As the hallway chatter diminished, I began my ninth grade writing class. Pens and pencils glided across journal pages, others lurched, but all heads were bowed responding to the day’s prompt, or so I thought. A whoosh disrupted our concentration as a wad of paper sailed through the air. Sabrina, a usually dedicated student, had just launched a ball of loose leaf at Freddie. I decided to let it go and continued writing – only to look up to find Sabrina throwing another piece of paper at Marisol; Sabrina now had everyone’s attention and writing was forgotten. Ready to reprimand—I instead paused and took into consideration Sabrina’s usual good behavior and enthusiasm for most everything we did in class, and I swallowed what was on the tip of my tongue and instead asked,
“Sabrina do you need attention today?”
“Yes—yesss” she sighed. A tear rolled down her cheek.
There was an audible sucking in of breath from the other 27 students, all eyes were on Sabrina.

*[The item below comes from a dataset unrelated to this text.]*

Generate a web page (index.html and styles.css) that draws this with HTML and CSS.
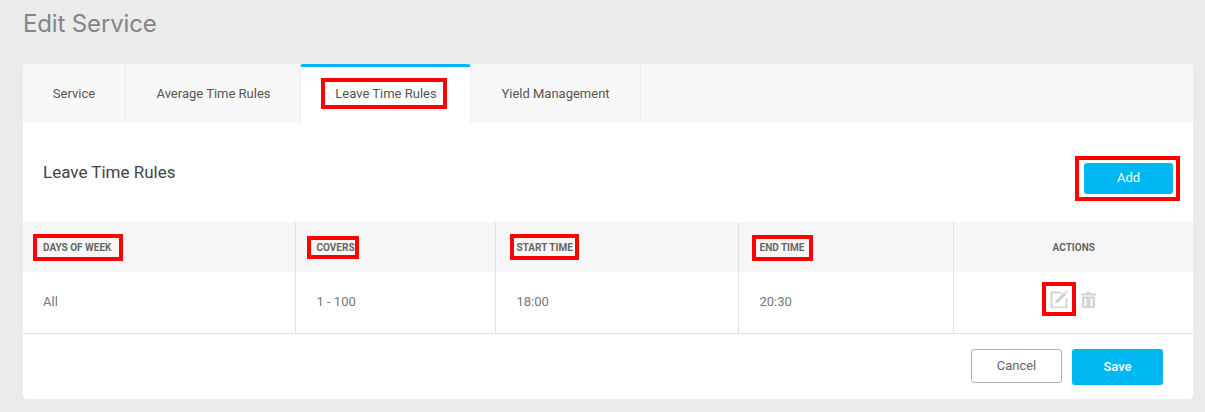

Sabrina blurted out, “I just didn’t want my new friend, Maria, to know what kind of family I have. When Maria’s parents drove her to my house last night so that we could work on our project, my stepfather and mother were drunk and my stepfather was chasing my mother out of the house with a knife. Maria and her parents drove up in the middle of this mess and my mother jumped into her car and smashed into my step-father’s truck. . .”
Sabrina’s voice trailed off and another tear escaped. “I just didn’t want Maria to know . . .”
A spontaneous, sympathetic sigh arose from the class, and the usually tough as nails Sophia leaned over to pat Sabrina’s arm.
“Well” I uttered, pausing, not sure of what I was going to say.
“Well, I repeated. “I’m just glad that you are here today with us – you are a remarkable person – I know that Maria realizes this.”
Twenty-seven students looked at me and I repeated – “I’m just glad that you joined us today, Sabrina; your spirit is remarkable.” A glimmer of a smile on Sabrina’s face. And then I restarted class – another collective audible sigh . . . .
If I hadn’t stepped back, paused, I might never have realized just how remarkable Sabrina was on that particular day and subsequent days, or how remarkable the other students in the class were with their heartfelt sighs and murmurs. For a few minutes – I took time away from the curriculum – forgot about the ever present state and national tests looming, and paused– asking another human being what she needed.
I couldn’t fix Sabrina’s home life, and truth be told—Sabrina loved her mother and stepfather. All of these variables were beyond my control, beyond my classroom doors; however, within my reach, within our reach everyday– are moments like these; If we will pause, look, listen.
It is easy to get swept up in the raging current of modern life, focusing on what’s around the bend, what’s up ahead, focusing on results, test scores, and outcomes, never really seeing the Sabrinas who swirl about us on the way– but if I pause for just a moment, step back, look and listen to those around me, I can see much farther—and reaching the desired results or outcomes is a joy not a job. This I believe.